INSTRUCTIONS FOR THE TASK: Everything in the listing except the pictures should be written out exactly.
— begin THE DATA —
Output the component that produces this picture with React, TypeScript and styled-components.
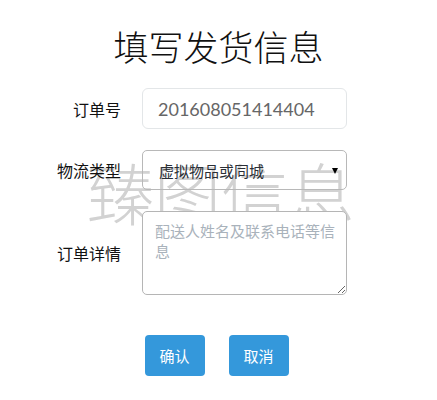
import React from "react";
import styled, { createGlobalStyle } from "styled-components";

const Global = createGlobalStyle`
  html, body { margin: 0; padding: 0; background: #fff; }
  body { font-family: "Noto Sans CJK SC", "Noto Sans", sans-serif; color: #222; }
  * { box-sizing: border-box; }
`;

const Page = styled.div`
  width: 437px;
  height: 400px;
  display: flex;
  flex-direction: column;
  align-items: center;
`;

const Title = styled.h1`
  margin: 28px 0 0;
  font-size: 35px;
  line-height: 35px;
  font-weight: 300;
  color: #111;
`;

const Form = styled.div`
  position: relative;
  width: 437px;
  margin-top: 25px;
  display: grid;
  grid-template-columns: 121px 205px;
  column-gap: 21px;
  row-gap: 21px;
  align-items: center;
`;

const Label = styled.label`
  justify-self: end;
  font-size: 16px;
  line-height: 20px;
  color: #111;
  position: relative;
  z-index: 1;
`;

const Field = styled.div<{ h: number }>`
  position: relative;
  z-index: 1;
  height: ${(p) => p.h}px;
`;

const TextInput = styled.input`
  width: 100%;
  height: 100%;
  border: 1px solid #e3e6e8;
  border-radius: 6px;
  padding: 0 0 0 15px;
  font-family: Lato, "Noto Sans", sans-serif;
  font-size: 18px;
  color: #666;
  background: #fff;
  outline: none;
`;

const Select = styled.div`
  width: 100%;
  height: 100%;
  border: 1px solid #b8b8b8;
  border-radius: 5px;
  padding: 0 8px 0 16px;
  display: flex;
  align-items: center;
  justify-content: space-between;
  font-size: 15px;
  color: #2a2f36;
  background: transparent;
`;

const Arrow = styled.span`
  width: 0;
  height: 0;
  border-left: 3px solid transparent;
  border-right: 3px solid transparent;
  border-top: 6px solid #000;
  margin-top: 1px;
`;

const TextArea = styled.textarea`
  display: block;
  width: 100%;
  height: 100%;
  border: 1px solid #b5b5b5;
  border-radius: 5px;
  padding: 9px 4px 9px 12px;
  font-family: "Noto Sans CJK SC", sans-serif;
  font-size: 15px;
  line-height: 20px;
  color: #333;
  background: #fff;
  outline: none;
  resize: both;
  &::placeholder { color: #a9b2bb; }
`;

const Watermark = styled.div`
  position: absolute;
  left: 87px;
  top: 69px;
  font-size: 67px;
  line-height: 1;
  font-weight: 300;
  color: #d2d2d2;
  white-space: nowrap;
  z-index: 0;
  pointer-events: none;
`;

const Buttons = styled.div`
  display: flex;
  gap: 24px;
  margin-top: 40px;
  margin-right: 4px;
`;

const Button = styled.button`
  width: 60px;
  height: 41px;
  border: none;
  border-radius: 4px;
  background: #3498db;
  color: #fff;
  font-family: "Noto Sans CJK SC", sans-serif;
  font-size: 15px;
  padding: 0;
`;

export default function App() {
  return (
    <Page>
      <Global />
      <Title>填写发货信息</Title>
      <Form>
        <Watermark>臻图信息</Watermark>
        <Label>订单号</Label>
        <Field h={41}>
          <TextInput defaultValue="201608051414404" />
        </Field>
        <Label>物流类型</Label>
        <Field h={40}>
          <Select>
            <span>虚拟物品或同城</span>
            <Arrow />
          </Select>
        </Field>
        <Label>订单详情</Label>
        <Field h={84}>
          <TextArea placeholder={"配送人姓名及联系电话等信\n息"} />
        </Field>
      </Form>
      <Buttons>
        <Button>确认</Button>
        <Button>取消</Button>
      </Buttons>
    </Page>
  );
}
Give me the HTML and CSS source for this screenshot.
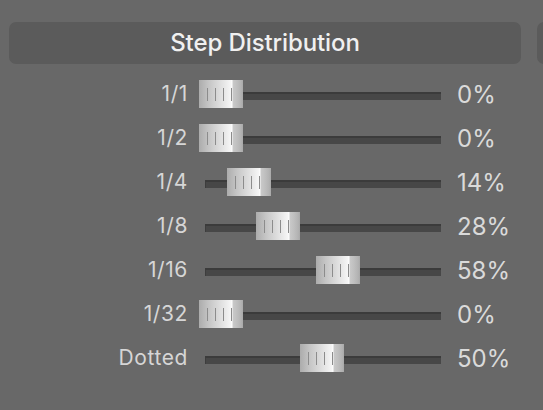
— end THE DATA —
FINAL RESULT:
Output the component that produces this picture with React, TypeScript and styled-components.
import React from "react";
import styled, { createGlobalStyle } from "styled-components";

const Global = createGlobalStyle`
  html, body { margin: 0; padding: 0; background: #fff; }
  body { font-family: "Noto Sans CJK SC", "Noto Sans", sans-serif; color: #222; }
  * { box-sizing: border-box; }
`;

const Page = styled.div`
  width: 437px;
  height: 400px;
  display: flex;
  flex-direction: column;
  align-items: center;
`;

const Title = styled.h1`
  margin: 28px 0 0;
  font-size: 35px;
  line-height: 35px;
  font-weight: 300;
  color: #111;
`;

const Form = styled.div`
  position: relative;
  width: 437px;
  margin-top: 25px;
  display: grid;
  grid-template-columns: 121px 205px;
  column-gap: 21px;
  row-gap: 21px;
  align-items: center;
`;

const Label = styled.label`
  justify-self: end;
  font-size: 16px;
  line-height: 20px;
  color: #111;
  position: relative;
  z-index: 1;
`;

const Field = styled.div<{ h: number }>`
  position: relative;
  z-index: 1;
  height: ${(p) => p.h}px;
`;

const TextInput = styled.input`
  width: 100%;
  height: 100%;
  border: 1px solid #e3e6e8;
  border-radius: 6px;
  padding: 0 0 0 15px;
  font-family: Lato, "Noto Sans", sans-serif;
  font-size: 18px;
  color: #666;
  background: #fff;
  outline: none;
`;

const Select = styled.div`
  width: 100%;
  height: 100%;
  border: 1px solid #b8b8b8;
  border-radius: 5px;
  padding: 0 8px 0 16px;
  display: flex;
  align-items: center;
  justify-content: space-between;
  font-size: 15px;
  color: #2a2f36;
  background: transparent;
`;

const Arrow = styled.span`
  width: 0;
  height: 0;
  border-left: 3px solid transparent;
  border-right: 3px solid transparent;
  border-top: 6px solid #000;
  margin-top: 1px;
`;

const TextArea = styled.textarea`
  display: block;
  width: 100%;
  height: 100%;
  border: 1px solid #b5b5b5;
  border-radius: 5px;
  padding: 9px 4px 9px 12px;
  font-family: "Noto Sans CJK SC", sans-serif;
  font-size: 15px;
  line-height: 20px;
  color: #333;
  background: #fff;
  outline: none;
  resize: both;
  &::placeholder { color: #a9b2bb; }
`;

const Watermark = styled.div`
  position: absolute;
  left: 87px;
  top: 69px;
  font-size: 67px;
  line-height: 1;
  font-weight: 300;
  color: #d2d2d2;
  white-space: nowrap;
  z-index: 0;
  pointer-events: none;
`;

const Buttons = styled.div`
  display: flex;
  gap: 24px;
  margin-top: 40px;
  margin-right: 4px;
`;

const Button = styled.button`
  width: 60px;
  height: 41px;
  border: none;
  border-radius: 4px;
  background: #3498db;
  color: #fff;
  font-family: "Noto Sans CJK SC", sans-serif;
  font-size: 15px;
  padding: 0;
`;

export default function App() {
  return (
    <Page>
      <Global />
      <Title>填写发货信息</Title>
      <Form>
        <Watermark>臻图信息</Watermark>
        <Label>订单号</Label>
        <Field h={41}>
          <TextInput defaultValue="201608051414404" />
        </Field>
        <Label>物流类型</Label>
        <Field h={40}>
          <Select>
            <span>虚拟物品或同城</span>
            <Arrow />
          </Select>
        </Field>
        <Label>订单详情</Label>
        <Field h={84}>
          <TextArea placeholder={"配送人姓名及联系电话等信\n息"} />
        </Field>
      </Form>
      <Buttons>
        <Button>确认</Button>
        <Button>取消</Button>
      </Buttons>
    </Page>
  );
}
Give me the HTML and CSS source for this screenshot.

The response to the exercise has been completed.